Before their entry into government, the Green Party were vocal supporters of the Shell to Sea movement[6], the campaign to reroute the M3 motorway away from Tara and (to a lesser extent) the campaign to end United States military use of Shannon airport.[7] Since the Green Party entered government, there has been no change in government policy on these issues, which means Eamon Ryan now oversees the Corrib gas project he once so vehemently opposed (the Green Party made an inquiry into the irregularities surrounding the project a precondition of government at their last annual conference[8], but changed their stance during post-election negotiations with Fianna Fáil).

The 2008 budget, announced on 6 December 2007, did not include a carbon tax on fuels such as petrol, diesel and home heating oil, which the Green Party had sought before the election.[9] It did include a separate carbon budget announced by Gormley,[10] which introduced new energy efficiency tax credit,[9] a ban on incandescent bulbs from January 2009,[11] and a new scale of Vehicle Registration Tax based on carbon emissions.[12]

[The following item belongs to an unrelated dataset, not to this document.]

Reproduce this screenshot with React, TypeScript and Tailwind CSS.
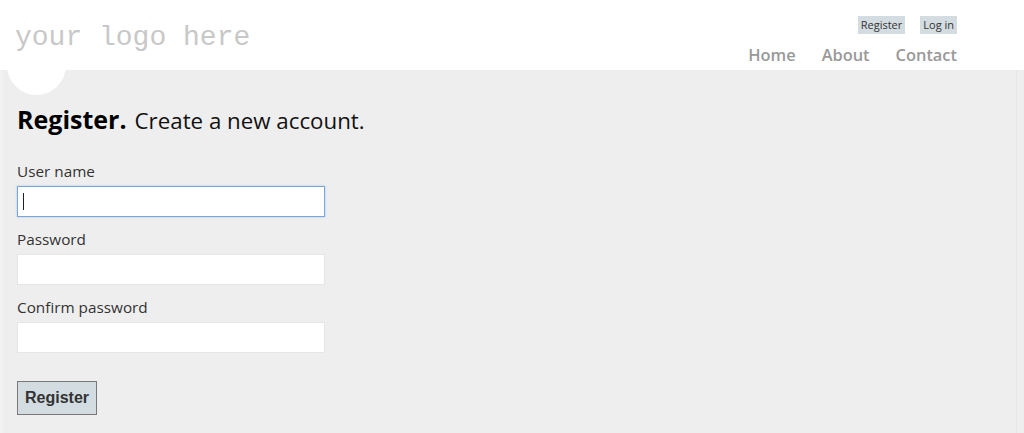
import { useState } from 'react';

const sans = "font-['Open_Sans','Noto_Sans',sans-serif]";

function Field({ label, type, focused }: { label: string; type: string; focused?: boolean }) {
  const [value, setValue] = useState('');
  return (
    <div className="flex flex-col">
      <label className={`${sans} text-[15.3px] leading-[20px] text-[#333]`}>{label}</label>
      <div className="relative mt-[5px] w-[308px]">
        <input
          type={type}
          value={value}
          onChange={(e) => setValue(e.target.value)}
          className={
            focused
              ? 'block h-[31px] w-full border border-[#7aa7db] bg-white px-[5px] outline-none shadow-[0_0_2px_#a9c7ec]'
              : 'block h-[31px] w-full border border-[#e6e6e6] bg-white px-[5px] outline-none'
          }
        />
        {focused && value === '' && (
          <span className="absolute left-[6px] top-[7px] h-[17px] w-px bg-[#222]" />
        )}
      </div>
    </div>
  );
}

export default function App() {
  return (
    <div className="relative flex h-[433px] w-[1024px] flex-col overflow-hidden bg-[#eeeeee]">
      <div className="absolute left-[7px] top-[36px] h-[59px] w-[59px] rounded-full bg-white" />
      <div className="absolute left-0 top-[70px] h-[363px] w-[3px] bg-[#f2f2f2]" />
      <div className="absolute left-[1016px] top-[70px] h-[363px] w-px bg-[#e6e6e6]" />

      <header className="relative flex h-[70px] justify-between bg-white pr-[67px]">
        <a className="pl-[15px] pt-[20px] font-['Liberation_Mono',monospace] text-[28px] leading-[36px] text-[#c8c8c8]">
          your logo here
        </a>
        <div className="flex flex-col items-end">
          <div className={`${sans} mt-[16px] flex gap-[15px] text-[11px] leading-[18px] text-[#333]`}>
            <a className="bg-[#d3dce0] px-[3px]">Register</a>
            <a className="bg-[#d3dce0] px-[3px]">Log in</a>
          </div>
          <nav className={`${sans} mt-[9px] flex gap-[26px] text-[16.4px] font-semibold leading-[24px] text-[#999]`}>
            <a>Home</a>
            <a>About</a>
            <a>Contact</a>
          </nav>
        </div>
      </header>

      <main className="relative flex flex-col pl-[17px] pt-[33px]">
        <div className={`${sans} flex items-baseline gap-[8px] text-black`}>
          <h1 className="text-[25px] font-bold leading-[32px]">Register.</h1>
          <h2 className="text-[22.3px] leading-[32px] text-[#111]">Create a new account.</h2>
        </div>
        <div className="mt-[24px] flex flex-col gap-[12px]">
          <Field label="User name" type="text" focused />
          <Field label="Password" type="password" />
          <Field label="Confirm password" type="password" />
        </div>
        <div className="mt-[28px]">
          <button className="h-[34px] border border-[#787878] bg-[#d3dce0] px-[7px] font-['Liberation_Sans',Arial,sans-serif] text-[16px] font-bold text-[#333]">
            Register
          </button>
        </div>
      </main>
    </div>
  );
}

In 2007, the Green Party launched an internal debate on the party's stance on the Lisbon Treaty. At a special convention on 19 January 2008 to consider the Twenty-eighth Amendment of the Constitution of Ireland, the party's leadership failed to secure a two-thirds majority required to make support for the referendum official party policy. The result of the vote was 63% in favour. As a result, the Green Party itself will not participate in the referendum debate, although individual members are free to be involved in whatever side they choose.[13][14]